Not legally required, but it is common practice
We believe that the BYOK option is not required from a legal point of view – incidentally, not even according to the specifications of the Cloud Guidelines of the Swiss Bankers Association. They allow the key to be stored with the provider, but require that access to the key remains under the "control" of the bank. Without going into details here, we are of the opinion that this is sufficiently ensured in Microsoft's classical setup via the interaction between the master copy of the Active Directory maintained at the customer and the Azure Active Directory, which determines which user or which resource can access the key. After all, if Microsoft cannot be trusted to comply with Azure Active Directory access control, then it is hard to see why it can be trusted that the key vault it provides (and the software running it) has not been tampered with, is operated without intervention by Microsoft, and has no backdoor for Microsoft. Without a basic trust that the provider will abide by the contracts and not manipulate its own systems to the detriment of its clients, outsourcing is not possible in the first place.
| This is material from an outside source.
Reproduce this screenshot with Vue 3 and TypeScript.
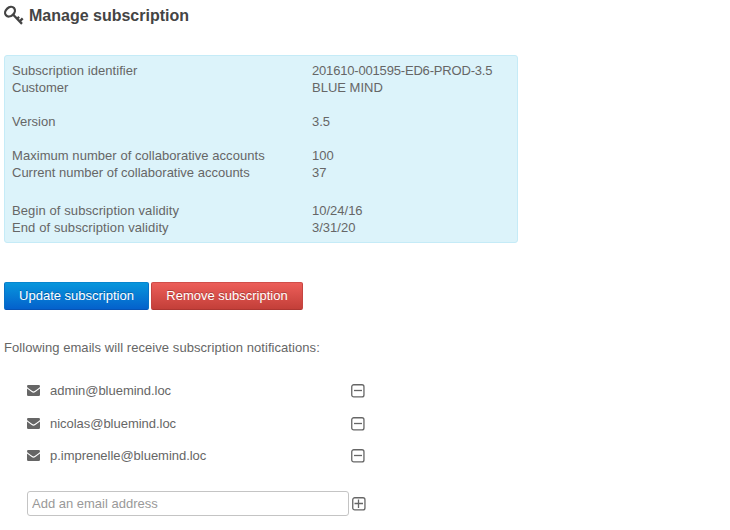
<script setup lang="ts">
import { ref } from 'vue'

interface Detail { label: string; value: string; labelClass?: string; valueClass?: string }

const groups: Detail[][] = [
  [
    { label: 'Subscription identifier', value: '201610-001595-ED6-PROD-3.5', labelClass: 'loose', valueClass: 'identifier' },
    { label: 'Customer', value: 'BLUE MIND' },
  ],
  [{ label: 'Version', value: '3.5' }],
  [
    { label: 'Maximum number of collaborative accounts', value: '100', labelClass: 'loose' },
    { label: 'Current number of collaborative accounts', value: '37' },
  ],
  [
    { label: 'Begin of subscription validity', value: '10/24/16', labelClass: 'looser' },
    { label: 'End of subscription validity', value: '3/31/20', labelClass: 'looser' },
  ],
]

const emails = ref<string[]>(['admin@bluemind.loc', 'nicolas@bluemind.loc', 'p.imprenelle@bluemind.loc'])
const newEmail = ref('')

function addEmail(): void {
  const value = newEmail.value.trim()
  if (value) {
    emails.value.push(value)
    newEmail.value = ''
  }
}

function removeEmail(index: number): void {
  emails.value.splice(index, 1)
}
</script>

<template>
  <main class="page">
    <h1 class="title">
      <svg class="key" viewBox="0 0 20 20" aria-hidden="true">
        <ellipse cx="6" cy="5.7" rx="5.4" ry="4.2" transform="rotate(-42 6 5.7)" />
        <path d="M9 8.5l9 9.4M13.2 12.8l1.9-1.9M16 15.1l2.7-2.7" />
      </svg>
      <span>Manage subscription</span>
    </h1>

    <section class="info">
      <dl v-for="(group, g) in groups" :key="g" class="group">
        <div v-for="item in group" :key="item.label" class="row">
          <dt :class="item.labelClass">{{ item.label }}</dt>
          <dd :class="item.valueClass">{{ item.value }}</dd>
        </div>
      </dl>
    </section>

    <div class="actions">
      <button class="btn primary" type="button">Update subscription</button>
      <button class="btn danger" type="button">Remove subscription</button>
    </div>

    <p class="note">Following emails will receive subscription notifications:</p>

    <ul class="emails">
      <li v-for="(email, i) in emails" :key="email" class="email">
        <svg class="mail" viewBox="0 0 13 11" aria-hidden="true">
          <path d="M0 1.2Q0 0 1.2 0h10.6Q13 0 13 1.2q0 1-1.1 1.8L7.7 6Q6.5 6.9 5.3 6L1.1 3Q0 2.2 0 1.2Z" />
          <path d="M0 3.5q.3.3.7.6l4 2.9q1.8 1.3 3.6 0l4-2.9q.4-.3.7-.6v6.2q0 1.3-1.3 1.3H1.3Q0 11 0 9.7Z" />
        </svg>
        <span class="address">{{ email }}</span>
        <button class="toggle" type="button" aria-label="Remove" @click="removeEmail(i)">
          <svg viewBox="0 0 14 14"><rect x=".75" y=".75" width="12.2" height="12.2" rx="2" /><path d="M3 6.5h8" /></svg>
        </button>
      </li>
    </ul>

    <form class="add" @submit.prevent="addEmail">
      <input v-model="newEmail" class="field" type="text" placeholder="Add an email address" />
      <button class="toggle" type="submit" aria-label="Add">
        <svg viewBox="0 0 14 14"><rect x=".75" y=".75" width="12.2" height="12.2" rx="2" /><path d="M2.5 6.5h8.5M6.5 2.5v8.5" /></svg>
      </button>
    </form>
  </main>
</template>

<style>
body {
  background: #fff;
}
</style>

<style scoped>
.page {
  box-sizing: border-box;
  width: 730px;
  height: 530px;
  padding: 6px 4px 0;
  overflow: hidden;
  color: #666;
  font: 13px/17px "Liberation Sans", Arial, sans-serif;
}
.title {
  display: flex;
  align-items: flex-start;
  gap: 5px;
  height: 49px;
  margin: 0;
  color: #444;
  font-size: 16px;
  line-height: 19px;
}
.key {
  width: 20px;
  height: 20px;
  overflow: visible;
  fill: none;
  stroke: #444;
  stroke-width: 2.3;
}
.info {
  box-sizing: border-box;
  width: 514px;
  height: 188px;
  padding: 6px 7px;
  border: 1px solid #c5ebf7;
  border-radius: 3px;
  background: #dcf3fa;
}
.group {
  margin: 0 0 17px;
}
.group:last-child {
  margin: 21px 0 0;
}
.row {
  display: flex;
}
dt {
  width: 300px;
}
dd {
  margin: 0;
}
.loose {
  letter-spacing: .05px;
}
.looser {
  letter-spacing: .1px;
}
.identifier {
  letter-spacing: -.18px;
}
.actions {
  display: flex;
  gap: 2px;
  margin-top: 39px;
}
.btn {
  box-sizing: border-box;
  height: 28px;
  padding: 0 0 1px;
  border: 1px solid;
  border-radius: 2px;
  color: #fff;
  font: inherit;
  text-shadow: 0 -1px 0 rgba(0, 0, 0, .25);
}
.primary {
  width: 145px;
  border-color: #0785cf #0872c6 #0753b5;
  background: linear-gradient(#0896dc, #0461cc);
}
.danger {
  width: 152px;
  border-color: #d14e4a #c54541 #ad3632;
  background: linear-gradient(#ec5e59, #c33f39);
}
.note {
  margin: 29px 0 0;
  letter-spacing: .065px;
}
.emails {
  width: 338px;
  margin: 18px 0 0 23px;
  padding: 0;
  list-style: none;
}
.email {
  display: flex;
  align-items: center;
  height: 33px;
}
.email:last-child {
  height: 31px;
}
.mail {
  width: 13px;
  height: 11px;
  margin-right: 10px;
  fill: #666;
}
.address {
  flex: 1;
  letter-spacing: -.03px;
}
.toggle {
  width: 14px;
  height: 14px;
  margin: 1px 0 0;
  padding: 0;
  border: 0;
  background: none;
}
.toggle svg {
  display: block;
  width: 14px;
  height: 14px;
  fill: none;
  stroke: #666;
  stroke-width: 1.3;
}
.add {
  display: flex;
  align-items: center;
  gap: 3px;
  margin: 20px 0 0 23px;
}
.field {
  box-sizing: border-box;
  width: 322px;
  height: 25px;
  padding: 0 4px;
  border: 1px solid #c4c4c4;
  border-radius: 3px;
  outline: none;
  background: #fff;
  color: #666;
  font: inherit;
}
.field::placeholder {
  color: #999;
  opacity: 1;
}
</style>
In our opinion, the risk assessment ultimately requires a consideration of the entire package, consisting of technical measures (such as Active Directory at Microsoft), organisational measures (such as contracts and audits) and legal barriers (such as the fact that not everything is permitted under the US CLOUD Act). Nevertheless, we assume that most Swiss banks will use the BYOK option, that it will be subjectively considered at least necessary as an additional security measure, and that it will thus become the industry standard. For the question about the need of BYOK, too, it must be understood that the answer can be relied on many different factors.